In anticipation of the lockdown the History Centre could see that digital resources – our website, blog and social media platforms – would be our way of keeping some of our services operational and allow us to stay in touch with our community of users and volunteers. With that in my mind my role morphed into coordinating the History Centre’s digital services and joining with colleagues in Libraries and Leisure to develop and deliver online services to replace, as best we could, the wide range of physical services provided by our teams. This resulted in the Active Communities webpages and a host of downloadable resources on the Wiltshire Council website.
As our services resume, with new policies and procedures in place, my work on the History Centre’s digital strategy will continue alongside creating classroom resources for teachers. I am also delighted that many of the projects we support are getting back on track, including the Salisbury Soroptimist’s Her Salisbury Story project (funded by the National Lottery Heritage Fund) celebrating the women of Salisbury past and present. I will be providing support and training to the group and their volunteers as they work on this wonderful project.
After meticulous planning and much hard work we are delighted to have welcomed out first visitors back into the search rooms on 25th August. Making sure the History Centre is COVID-secure for staff and visitors does mean we have had to put in new procedures for accessing our services and these follow national guidelines and regulations. We are now operating an appointments-only system for accessing our services and face coverings are mandatory for all visitors. To book your archives and local studies visit go to our website. http://wshc.org.uk/visiting-the-centre.html For other teams please telephone ahead to make an appointment.
It’s been a year since I first started working in Wiltshire – how time flies! Working as part of the Conservation and Museum Advisory Service (CMAS), I work with museums across the county giving support to staff and volunteers on a whole range of topics such as Accreditation, collections, exhibitions, audience development and fundraising.

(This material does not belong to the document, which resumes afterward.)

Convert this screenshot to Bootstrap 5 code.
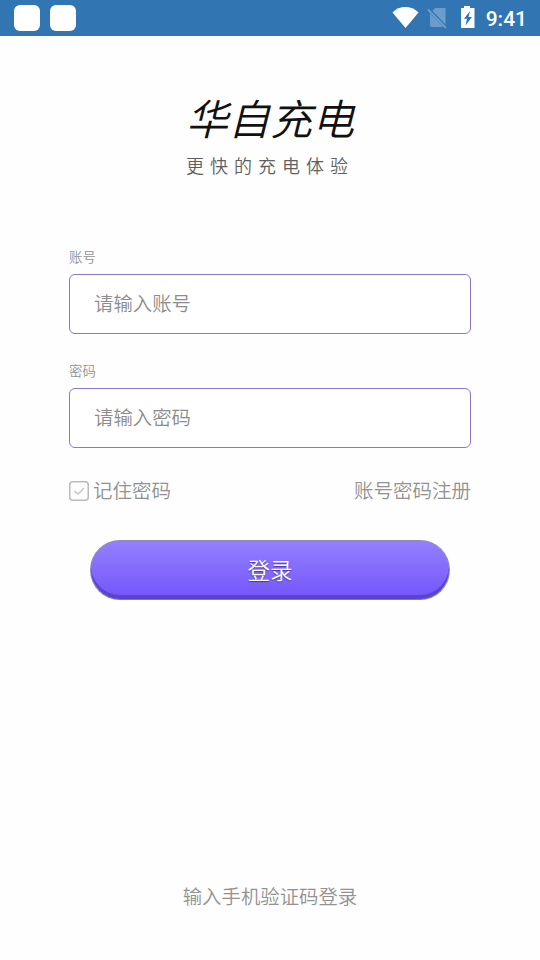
<!DOCTYPE html>
<html lang="zh-CN">
<head>
<meta charset="utf-8">
<meta name="viewport" content="width=device-width, initial-scale=1">
<title>华自充电</title>
<link href="https://cdn.jsdelivr.net/npm/bootstrap@5.3.0/dist/css/bootstrap.min.css" rel="stylesheet">
<style>
body { font-family: "Noto Sans CJK SC", sans-serif; font-weight: 350; background: #fefefe; color: #929292; height: 960px; overflow: hidden; }
.status-bar { height: 36px; background: #3176b3; padding: 0 13px 0 14px; }
.app-dots { gap: 10px; }
.app-dot { width: 26px; height: 26px; border-radius: 6px; background: #fff; }
.clock { font: 500 21px/36px Roboto, sans-serif; color: #fff; margin-left: 10px; padding-top: 1px; }
.brand { font-size: 42px; line-height: 60px; font-style: italic; font-weight: 350; color: #111; margin-top: 51px; }
.slogan { font-size: 18px; line-height: 26px; letter-spacing: 6px; color: #606060; margin-top: 5px; }
.login-form { margin: 68px 69px 0; }
.field-label { font-size: 13.4px; line-height: 20px; height: 28px; }
.field-input, .field-input:focus { height: 60px; border: 1px solid #8b76ca; border-radius: 6px; padding: 0 24px 3px; font-size: 19.4px; font-weight: 350; background: #fff; color: #666; box-shadow: none; }
.field-input::placeholder { color: #8c8c8c; opacity: 1; }
.second-field { margin-top: 26px; }
.options-row { font-size: 19.5px; line-height: 30px; margin-top: 28px; }
.option-text { margin-top: -1px; margin-bottom: 1px; }
.login-btn, .login-btn:hover { width: 360px; height: 60px; border: 1px solid #9189b9; border-bottom-color: #8174aa; border-radius: 30px; background: linear-gradient(#9380fe, #7455fa); color: #fff; font-size: 22.5px; font-weight: 350; line-height: 30px; padding: 0 0 2px; box-shadow: inset 0 -4px 0 #5b43ce; text-shadow: 0 1px 1px #4c35a3; margin-top: 34px; }
.sms-link { font-size: 19.4px; line-height: 30px; padding-bottom: 49px; }
</style>
<script src="https://cdn.jsdelivr.net/npm/bootstrap@5.3.0/dist/js/bootstrap.bundle.min.js"></script>
</head>
<body class="d-flex flex-column">
<header class="status-bar d-flex align-items-center flex-shrink-0">
  <div class="app-dots d-flex me-auto">
    <span class="app-dot"></span>
    <span class="app-dot"></span>
  </div>
  <svg width="84" height="36" viewBox="0 0 84 36" aria-hidden="true">
    <path d="M.5 12.500C7.500 5.300 19 5.300 26.500 12.500L13.500 28z" fill="#fff"/>
    <path d="M43 8H53.500V24.500L40.500 11zM38 13.500L51.500 27H40Q38 27 38 25z" fill="#6b9dca"/>
    <path d="M36 9.500L54 28" stroke="#6b9dca" stroke-width="1.800" fill="none"/>
    <path d="M69 8h3V6h6v2h4.500v20H69z" fill="#fff"/>
    <path d="M78 11L72 18.800H75L73.500 25.500L80 17H76.500z" fill="#3176b3"/>
  </svg>
  <span class="clock">9:41</span>
</header>
<main class="d-flex flex-column flex-grow-1">
  <div class="text-center">
    <h1 class="brand mb-0">华自充电</h1>
    <p class="slogan mb-0">更快的充电体验</p>
  </div>
  <form class="login-form">
    <label class="field-label d-block" for="account">账号</label>
    <input class="form-control field-input" id="account" type="text" placeholder="请输入账号">
    <label class="field-label second-field d-block" for="password">密码</label>
    <input class="form-control field-input" id="password" type="password" placeholder="请输入密码">
    <div class="options-row d-flex justify-content-between align-items-center">
      <span class="d-flex align-items-center gap-1">
        <svg width="20" height="20" viewBox="0 0 20 20" fill="none" aria-hidden="true">
          <rect x=".75" y=".75" width="18.500" height="18.500" rx="3" stroke="#bbb" stroke-width="1.500"/>
          <path d="M5.500 10L9 13L15 7" stroke="#c4c4c4" stroke-width="1.300"/>
        </svg>
        <span class="option-text">记住密码</span>
      </span>
      <span class="option-text">账号密码注册</span>
    </div>
    <div class="text-center"><button class="btn login-btn" type="button">登录</button></div>
  </form>
  <div class="sms-link text-center mt-auto">输入手机验证码登录</div>
</main>
</body>
</html>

Over the last twelve months I’ve been getting to know Wiltshire and visiting as many museums and heritage centres as possible. Having moved from South Wales, a very different part of the world with a different story, it’s been great to explore the county and find out more about it. With over forty fascinating museums, amazing archaeology and heritage sites, I’ve been spoilt for choice and I’ve really enjoyed finding out about the history of the area.
Driving around I frequently come across sites such as Silbury Hill, Stonehenge, Avebury and West Kennet. It’s a little treat every time I see them but it’s been many years since I studied archaeology. I was struggling to remember what I’d learnt about these special places – but where better to find out more than at a museum?! Salisbury Museum and Wiltshire Museum in Devizes both have internationally important archaeology collections from the area and are a great place to discover the story of Wiltshire going back over half a million years and see the evidence from the earliest humans living in the area, including beautiful gold jewellery, finely made pottery, coin hoards and everyday tools. What a great introduction to the history of the area and a way to help me understand the things I’d seen out and about!
When I came to Wiltshire I knew the archaeology would be amazing – it’s something the county is famous for around the world. However, there are many other stories that I hadn’t heard about and the ‘Wiltshire’s Story in 100 Objects’ project was a good starting point to help me find out more about them. One hundred objects from Wiltshire’s museums have been carefully chosen to interpret the history of the county from 10,000 BC to the present day. It gives a great overview of the diversity of collections that Wiltshire’s museums collect, care for and interpret.